I mean, like I said, nowadays the situation is that I don't follow through into relationships because that I'm, you know, well... I'm sorry, I think we're kind of missing the elephant in the room.
Did you say you were in Israel?
Yeah.
And are you Jewish?
Yeah.
Yeah, so...
That's kind of an elephant in the room when it comes to conformity and approval, isn't it?
I mean, correct me if I'm wrong, but it does seem to be a fairly, you know, heavily inflicted cultural, religious, social, nationalistic, whatever you name it, kind of thing, right?
I mean, there's not a lot of road less traveled in Judaism, right?
Road less traveled?
Sorry, what do you mean by that?
Yeah, I mean, individualism and Judaism don't exactly go hand in hand, right?
And I'm not picking on Judaism.
I mean, this is true for all these sort of collective concepts, right?
Individualism and partisanism don't go hand in hand.
I understand entirely.
However, saying that I'm Jewish in Israel is not too different than somebody who, you know, I mean, I'm not religious.

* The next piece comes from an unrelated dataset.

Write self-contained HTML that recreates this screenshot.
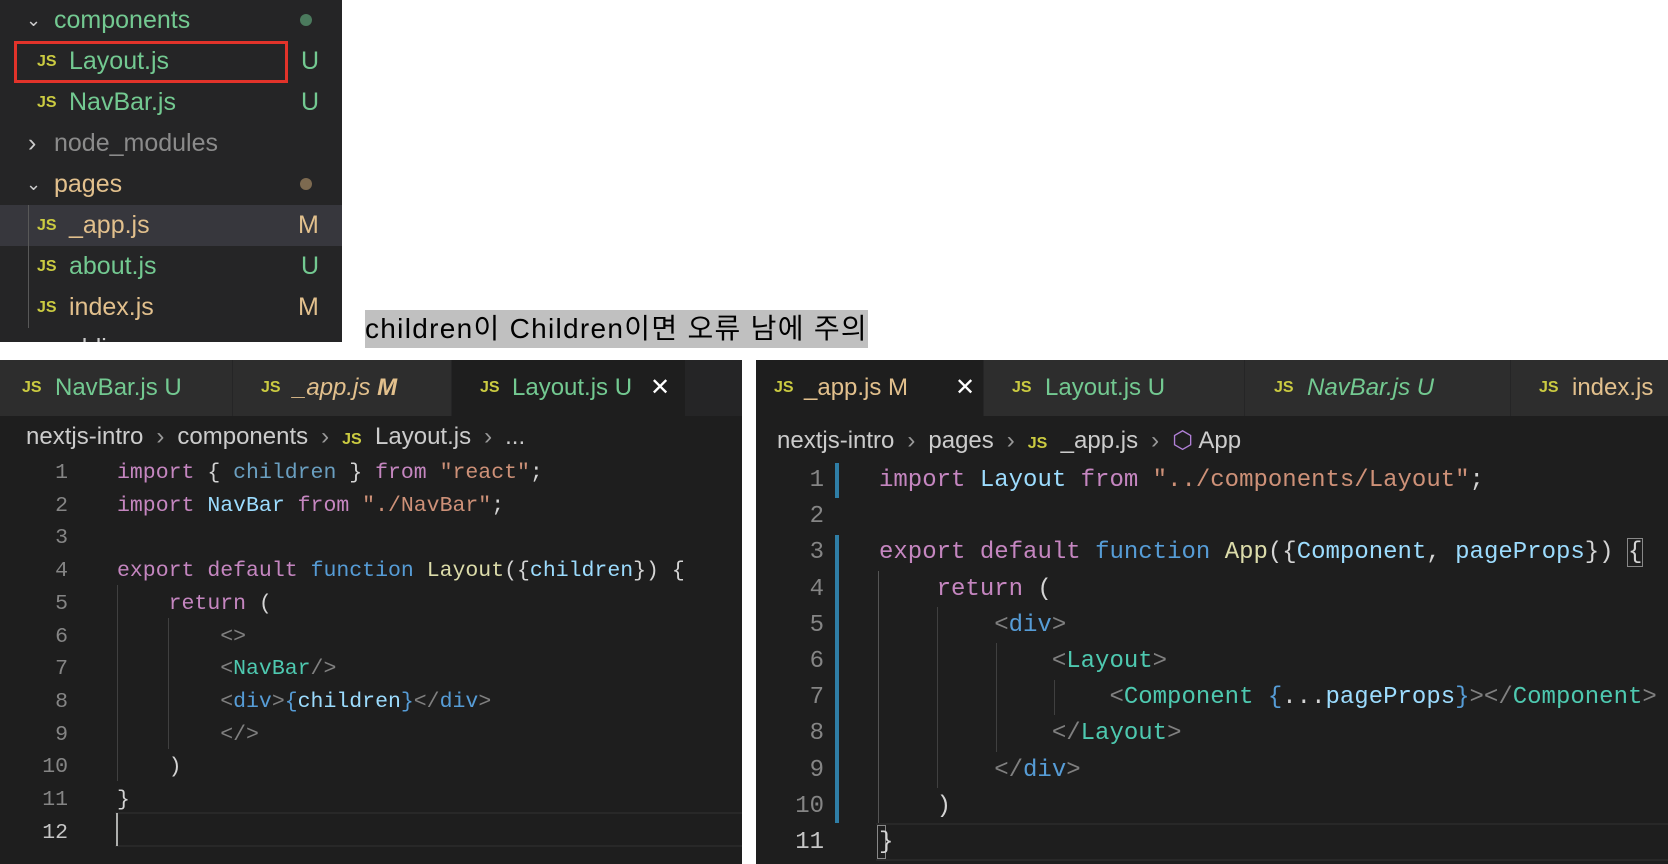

So, I mean, I did go to a religious elementary school.
Are you a practicing Jew?
I know that there's practicing Jews who are not religious, I'm fully aware of that.
There are a lot of atheist Jews, I'm fully aware of that.
An atheist Jew was one of my biggest influencers, which was Ayn Rand.
So I fully accept and understand all of that.
But it is, you know, it's a cultural tradition, it is a familial tradition, it is a community tradition, and it certainly is a pretty nationalistic tradition, however I guess relatively short, in the world of nations.
But what I'm saying is that real individualism and collective cultural concepts do not go hand-in-hand, right?
Yeah, but just what I want to say, and I'd definitely be happy to get further into the topic of Judaism.
I think I could talk a lot about that, but just that, I mean, I've been to America, and I don't see that Israel is necessarily all that much more fascistic.
And the religion, I mean, being a secular Jew, in fact, secularism in Israel is a little bit more kind of independent from religion, if I can say so.
Like, being an atheist is less of an oddity here, actually.
No, I understand that.
And again, I fully accept that.
But Judaism and philosophy, let's just put it in those dark terms, would not go hand in hand, right?
Let me put it to you this way.
Is there such a thing as Jewish science?
No.
Is there such a thing as Christian science?
No.
And there's no such thing as Christian math or Muslim geography or anything like that, because these things are factual, right?
There's no such thing as Aryan logic, you know?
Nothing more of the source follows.